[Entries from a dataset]
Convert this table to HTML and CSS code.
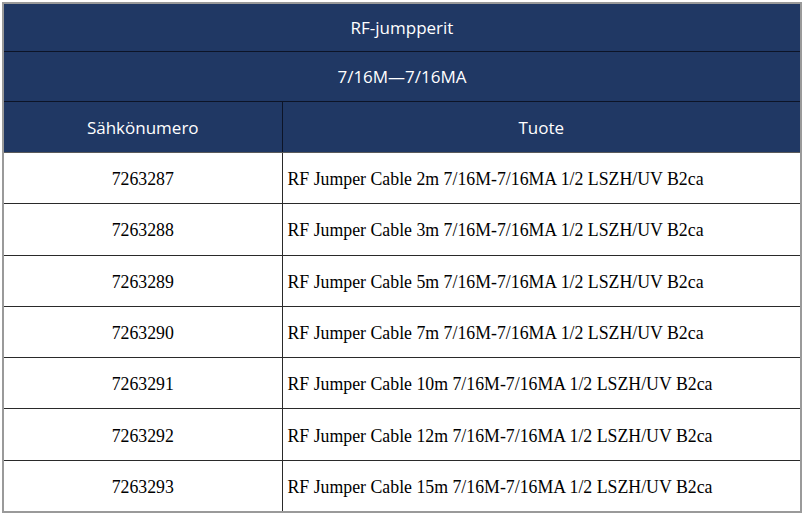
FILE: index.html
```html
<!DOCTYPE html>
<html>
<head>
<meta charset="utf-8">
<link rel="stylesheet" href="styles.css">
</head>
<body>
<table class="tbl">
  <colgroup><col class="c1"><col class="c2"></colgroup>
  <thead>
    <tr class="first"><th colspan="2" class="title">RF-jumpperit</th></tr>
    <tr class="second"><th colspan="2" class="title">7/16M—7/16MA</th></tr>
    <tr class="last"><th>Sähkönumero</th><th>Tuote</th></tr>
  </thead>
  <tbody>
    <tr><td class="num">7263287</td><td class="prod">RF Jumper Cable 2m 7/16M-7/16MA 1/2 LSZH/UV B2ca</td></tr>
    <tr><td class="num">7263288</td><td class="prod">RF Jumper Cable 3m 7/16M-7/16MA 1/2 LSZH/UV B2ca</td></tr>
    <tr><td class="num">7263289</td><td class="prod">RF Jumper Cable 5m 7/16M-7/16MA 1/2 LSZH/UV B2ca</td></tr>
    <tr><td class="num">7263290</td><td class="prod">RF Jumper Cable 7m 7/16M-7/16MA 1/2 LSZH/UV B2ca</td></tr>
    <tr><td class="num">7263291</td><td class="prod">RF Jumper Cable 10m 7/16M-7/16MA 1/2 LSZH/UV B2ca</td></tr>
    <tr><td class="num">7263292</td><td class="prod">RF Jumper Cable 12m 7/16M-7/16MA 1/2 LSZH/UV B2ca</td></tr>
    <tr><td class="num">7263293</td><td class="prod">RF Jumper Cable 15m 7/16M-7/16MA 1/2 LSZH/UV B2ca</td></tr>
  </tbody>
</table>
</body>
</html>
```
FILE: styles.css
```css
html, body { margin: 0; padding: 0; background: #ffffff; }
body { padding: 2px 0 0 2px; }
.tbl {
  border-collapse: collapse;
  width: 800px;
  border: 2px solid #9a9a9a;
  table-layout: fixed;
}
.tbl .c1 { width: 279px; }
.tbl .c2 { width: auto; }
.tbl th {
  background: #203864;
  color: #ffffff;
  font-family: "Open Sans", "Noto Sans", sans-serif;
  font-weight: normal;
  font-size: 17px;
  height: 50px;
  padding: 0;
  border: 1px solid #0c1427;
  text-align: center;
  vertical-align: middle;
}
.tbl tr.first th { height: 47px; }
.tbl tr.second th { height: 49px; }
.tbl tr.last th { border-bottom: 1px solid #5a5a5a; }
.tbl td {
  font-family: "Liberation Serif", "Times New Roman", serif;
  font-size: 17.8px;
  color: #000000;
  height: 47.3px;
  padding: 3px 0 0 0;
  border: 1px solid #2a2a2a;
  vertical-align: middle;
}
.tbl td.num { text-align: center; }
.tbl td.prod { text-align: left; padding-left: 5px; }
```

---

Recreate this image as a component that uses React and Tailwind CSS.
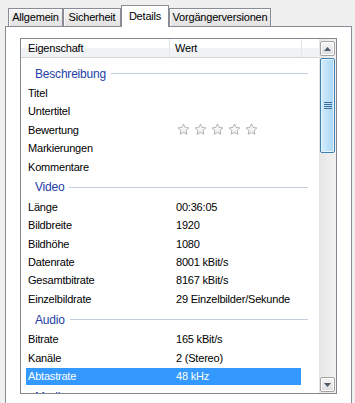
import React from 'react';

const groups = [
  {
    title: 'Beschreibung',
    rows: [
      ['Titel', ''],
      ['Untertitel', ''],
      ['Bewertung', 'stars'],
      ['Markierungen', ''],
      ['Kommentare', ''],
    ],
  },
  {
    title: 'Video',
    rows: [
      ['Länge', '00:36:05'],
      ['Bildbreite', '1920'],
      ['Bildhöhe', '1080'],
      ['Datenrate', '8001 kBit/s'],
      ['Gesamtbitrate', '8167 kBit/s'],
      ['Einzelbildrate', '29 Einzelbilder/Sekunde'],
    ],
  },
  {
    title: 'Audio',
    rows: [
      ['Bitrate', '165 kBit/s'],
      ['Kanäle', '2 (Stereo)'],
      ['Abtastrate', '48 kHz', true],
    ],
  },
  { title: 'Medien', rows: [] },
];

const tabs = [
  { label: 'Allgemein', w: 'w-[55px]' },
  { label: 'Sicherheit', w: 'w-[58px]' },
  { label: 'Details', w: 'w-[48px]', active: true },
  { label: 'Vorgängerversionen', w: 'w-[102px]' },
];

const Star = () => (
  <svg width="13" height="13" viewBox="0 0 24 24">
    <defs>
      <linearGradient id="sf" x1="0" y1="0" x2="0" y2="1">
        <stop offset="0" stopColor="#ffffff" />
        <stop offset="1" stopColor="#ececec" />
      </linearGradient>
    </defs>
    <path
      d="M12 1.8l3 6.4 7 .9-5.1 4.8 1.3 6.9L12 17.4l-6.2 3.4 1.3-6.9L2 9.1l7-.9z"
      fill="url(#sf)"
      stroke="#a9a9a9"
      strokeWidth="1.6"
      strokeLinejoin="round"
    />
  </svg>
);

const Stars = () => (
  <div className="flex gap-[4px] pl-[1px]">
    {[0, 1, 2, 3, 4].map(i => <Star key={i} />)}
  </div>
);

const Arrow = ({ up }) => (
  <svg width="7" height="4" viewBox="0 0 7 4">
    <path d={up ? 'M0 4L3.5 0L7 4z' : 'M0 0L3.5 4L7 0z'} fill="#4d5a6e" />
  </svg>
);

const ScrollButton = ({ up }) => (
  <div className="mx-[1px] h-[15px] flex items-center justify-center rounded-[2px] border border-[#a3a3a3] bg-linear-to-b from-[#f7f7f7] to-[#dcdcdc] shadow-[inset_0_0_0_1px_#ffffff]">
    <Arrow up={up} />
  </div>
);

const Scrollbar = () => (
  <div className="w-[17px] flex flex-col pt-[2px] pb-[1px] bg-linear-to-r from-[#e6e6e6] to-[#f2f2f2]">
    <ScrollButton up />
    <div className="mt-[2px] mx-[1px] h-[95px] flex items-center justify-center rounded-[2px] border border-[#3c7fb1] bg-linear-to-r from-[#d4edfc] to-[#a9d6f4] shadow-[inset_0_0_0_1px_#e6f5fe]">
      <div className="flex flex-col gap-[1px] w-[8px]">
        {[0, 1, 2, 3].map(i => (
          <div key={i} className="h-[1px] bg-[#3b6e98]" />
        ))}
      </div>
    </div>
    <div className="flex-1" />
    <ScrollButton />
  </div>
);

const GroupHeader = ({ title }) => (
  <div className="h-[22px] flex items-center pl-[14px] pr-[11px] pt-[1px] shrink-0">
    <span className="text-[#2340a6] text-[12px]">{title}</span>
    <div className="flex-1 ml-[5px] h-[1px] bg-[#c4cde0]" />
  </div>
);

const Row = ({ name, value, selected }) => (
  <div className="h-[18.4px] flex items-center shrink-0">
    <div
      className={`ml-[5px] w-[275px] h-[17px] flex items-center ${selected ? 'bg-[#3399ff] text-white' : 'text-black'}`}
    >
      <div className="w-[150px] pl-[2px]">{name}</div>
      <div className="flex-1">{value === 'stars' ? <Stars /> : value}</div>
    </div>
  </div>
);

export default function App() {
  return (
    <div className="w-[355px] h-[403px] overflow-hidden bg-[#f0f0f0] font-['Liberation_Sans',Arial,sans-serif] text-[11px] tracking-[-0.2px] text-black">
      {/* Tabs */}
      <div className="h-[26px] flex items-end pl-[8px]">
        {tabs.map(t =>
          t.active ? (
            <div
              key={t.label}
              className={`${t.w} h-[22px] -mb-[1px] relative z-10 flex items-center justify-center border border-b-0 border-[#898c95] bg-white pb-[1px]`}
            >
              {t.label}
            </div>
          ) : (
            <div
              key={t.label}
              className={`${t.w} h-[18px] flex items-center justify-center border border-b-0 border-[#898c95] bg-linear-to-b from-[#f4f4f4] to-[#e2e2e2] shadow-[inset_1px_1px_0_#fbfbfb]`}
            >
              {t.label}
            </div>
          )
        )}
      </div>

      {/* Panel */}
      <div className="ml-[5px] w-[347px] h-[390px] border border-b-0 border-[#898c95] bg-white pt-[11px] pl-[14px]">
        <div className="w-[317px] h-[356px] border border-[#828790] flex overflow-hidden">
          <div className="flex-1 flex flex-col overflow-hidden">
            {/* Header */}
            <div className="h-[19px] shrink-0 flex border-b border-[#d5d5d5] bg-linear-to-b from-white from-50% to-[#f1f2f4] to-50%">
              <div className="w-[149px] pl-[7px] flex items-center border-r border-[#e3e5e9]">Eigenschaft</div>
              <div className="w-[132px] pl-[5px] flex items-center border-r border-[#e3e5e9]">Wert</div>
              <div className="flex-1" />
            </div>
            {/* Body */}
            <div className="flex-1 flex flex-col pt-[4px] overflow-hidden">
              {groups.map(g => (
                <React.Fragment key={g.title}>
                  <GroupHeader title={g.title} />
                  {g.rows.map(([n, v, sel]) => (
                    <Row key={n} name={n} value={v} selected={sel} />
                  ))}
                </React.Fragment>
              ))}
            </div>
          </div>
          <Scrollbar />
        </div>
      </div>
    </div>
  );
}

* * *

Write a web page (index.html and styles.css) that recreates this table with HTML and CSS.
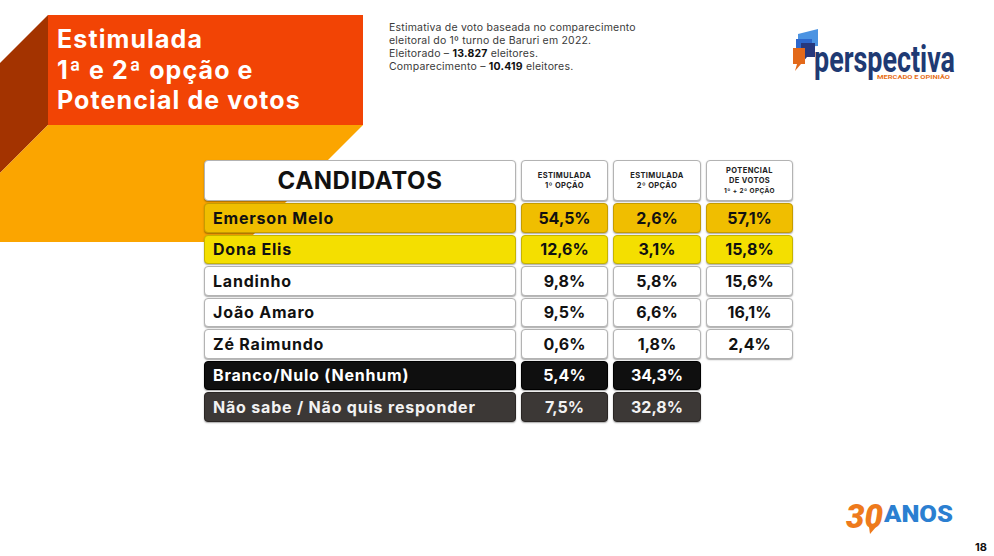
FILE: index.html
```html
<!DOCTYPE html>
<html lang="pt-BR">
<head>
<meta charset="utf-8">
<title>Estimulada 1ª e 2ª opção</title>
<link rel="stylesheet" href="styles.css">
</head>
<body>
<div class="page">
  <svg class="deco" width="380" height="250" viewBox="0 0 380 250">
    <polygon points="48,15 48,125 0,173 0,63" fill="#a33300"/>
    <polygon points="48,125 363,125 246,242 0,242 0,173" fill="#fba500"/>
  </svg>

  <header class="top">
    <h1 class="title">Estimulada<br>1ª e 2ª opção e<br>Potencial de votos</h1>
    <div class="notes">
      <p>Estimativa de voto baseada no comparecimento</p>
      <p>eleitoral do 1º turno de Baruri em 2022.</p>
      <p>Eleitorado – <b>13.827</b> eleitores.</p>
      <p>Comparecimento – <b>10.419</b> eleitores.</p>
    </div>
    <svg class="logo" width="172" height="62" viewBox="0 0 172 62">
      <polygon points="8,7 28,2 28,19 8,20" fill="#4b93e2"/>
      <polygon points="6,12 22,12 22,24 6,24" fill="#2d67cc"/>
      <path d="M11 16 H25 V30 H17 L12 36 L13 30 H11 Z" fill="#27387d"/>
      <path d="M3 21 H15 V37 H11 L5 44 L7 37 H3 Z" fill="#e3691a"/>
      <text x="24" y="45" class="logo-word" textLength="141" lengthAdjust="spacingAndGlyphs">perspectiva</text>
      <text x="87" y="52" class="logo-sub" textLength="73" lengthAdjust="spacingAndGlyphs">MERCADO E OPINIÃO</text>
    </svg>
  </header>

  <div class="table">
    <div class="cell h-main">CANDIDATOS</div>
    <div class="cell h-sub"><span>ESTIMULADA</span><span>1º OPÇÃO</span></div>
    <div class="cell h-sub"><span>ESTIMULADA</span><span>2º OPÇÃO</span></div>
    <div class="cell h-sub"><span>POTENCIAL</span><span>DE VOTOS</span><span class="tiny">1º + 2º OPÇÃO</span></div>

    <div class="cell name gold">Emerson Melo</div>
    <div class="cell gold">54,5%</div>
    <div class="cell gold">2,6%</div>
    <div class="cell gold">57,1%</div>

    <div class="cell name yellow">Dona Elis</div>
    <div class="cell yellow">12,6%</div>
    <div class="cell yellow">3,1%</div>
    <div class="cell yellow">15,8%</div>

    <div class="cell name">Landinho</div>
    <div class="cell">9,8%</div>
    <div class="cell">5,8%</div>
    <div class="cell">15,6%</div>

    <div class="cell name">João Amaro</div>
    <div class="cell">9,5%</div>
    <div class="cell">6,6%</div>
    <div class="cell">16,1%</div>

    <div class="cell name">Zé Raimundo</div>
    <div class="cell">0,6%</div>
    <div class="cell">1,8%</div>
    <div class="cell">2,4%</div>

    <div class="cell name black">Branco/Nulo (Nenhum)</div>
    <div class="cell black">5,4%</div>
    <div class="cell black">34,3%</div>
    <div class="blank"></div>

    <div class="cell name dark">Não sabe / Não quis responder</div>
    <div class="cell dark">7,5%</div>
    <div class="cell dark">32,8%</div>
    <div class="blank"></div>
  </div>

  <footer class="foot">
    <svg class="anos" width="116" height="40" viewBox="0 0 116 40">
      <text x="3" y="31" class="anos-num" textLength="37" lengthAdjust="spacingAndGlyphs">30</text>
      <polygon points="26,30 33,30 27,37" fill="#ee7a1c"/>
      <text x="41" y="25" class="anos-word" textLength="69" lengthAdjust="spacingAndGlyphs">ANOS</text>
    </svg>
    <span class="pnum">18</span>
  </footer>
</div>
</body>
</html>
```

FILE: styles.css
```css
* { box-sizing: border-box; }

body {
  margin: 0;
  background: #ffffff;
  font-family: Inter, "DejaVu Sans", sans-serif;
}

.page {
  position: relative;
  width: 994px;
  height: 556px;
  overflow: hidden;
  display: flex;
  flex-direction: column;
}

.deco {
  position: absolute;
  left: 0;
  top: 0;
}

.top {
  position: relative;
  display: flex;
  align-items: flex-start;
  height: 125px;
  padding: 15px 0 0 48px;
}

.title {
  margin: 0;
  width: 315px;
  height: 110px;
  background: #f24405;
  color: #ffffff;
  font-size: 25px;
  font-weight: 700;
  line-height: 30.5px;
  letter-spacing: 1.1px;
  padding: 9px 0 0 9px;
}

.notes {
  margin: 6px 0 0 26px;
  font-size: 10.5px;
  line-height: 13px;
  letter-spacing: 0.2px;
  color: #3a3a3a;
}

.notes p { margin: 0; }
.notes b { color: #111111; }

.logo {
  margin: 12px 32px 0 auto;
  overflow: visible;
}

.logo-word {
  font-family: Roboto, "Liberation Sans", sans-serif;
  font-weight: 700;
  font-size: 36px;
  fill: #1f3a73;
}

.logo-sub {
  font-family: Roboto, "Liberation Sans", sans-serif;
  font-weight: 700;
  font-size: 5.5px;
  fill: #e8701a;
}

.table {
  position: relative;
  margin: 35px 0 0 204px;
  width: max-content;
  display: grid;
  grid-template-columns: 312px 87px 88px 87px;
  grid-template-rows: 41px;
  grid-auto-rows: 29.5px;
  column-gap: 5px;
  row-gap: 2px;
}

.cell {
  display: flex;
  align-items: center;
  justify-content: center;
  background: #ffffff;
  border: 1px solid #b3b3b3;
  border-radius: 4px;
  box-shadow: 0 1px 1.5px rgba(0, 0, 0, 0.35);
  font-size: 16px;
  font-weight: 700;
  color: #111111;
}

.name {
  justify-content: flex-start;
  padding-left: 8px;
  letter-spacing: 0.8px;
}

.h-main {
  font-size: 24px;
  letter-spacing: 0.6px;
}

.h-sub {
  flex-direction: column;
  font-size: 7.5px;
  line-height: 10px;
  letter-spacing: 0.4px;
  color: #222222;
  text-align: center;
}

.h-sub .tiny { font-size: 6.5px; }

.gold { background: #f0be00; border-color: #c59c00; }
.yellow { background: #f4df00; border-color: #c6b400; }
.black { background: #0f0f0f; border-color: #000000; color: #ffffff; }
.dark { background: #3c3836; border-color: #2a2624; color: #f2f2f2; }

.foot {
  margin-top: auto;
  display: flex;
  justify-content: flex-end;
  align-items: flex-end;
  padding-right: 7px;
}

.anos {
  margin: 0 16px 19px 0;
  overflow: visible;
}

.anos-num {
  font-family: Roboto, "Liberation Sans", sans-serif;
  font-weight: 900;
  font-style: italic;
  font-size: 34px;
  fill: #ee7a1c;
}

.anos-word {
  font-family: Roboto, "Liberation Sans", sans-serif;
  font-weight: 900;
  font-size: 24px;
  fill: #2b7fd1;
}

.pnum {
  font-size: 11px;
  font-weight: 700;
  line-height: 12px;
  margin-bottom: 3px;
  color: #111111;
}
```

REQUEST =
Copy all lines above containing the string "this".

WRITTEN SOLUTION =
Convert this table to HTML and CSS code.
Recreate this image as a component that uses React and Tailwind CSS.
Write a web page (index.html and styles.css) that recreates this table with HTML and CSS.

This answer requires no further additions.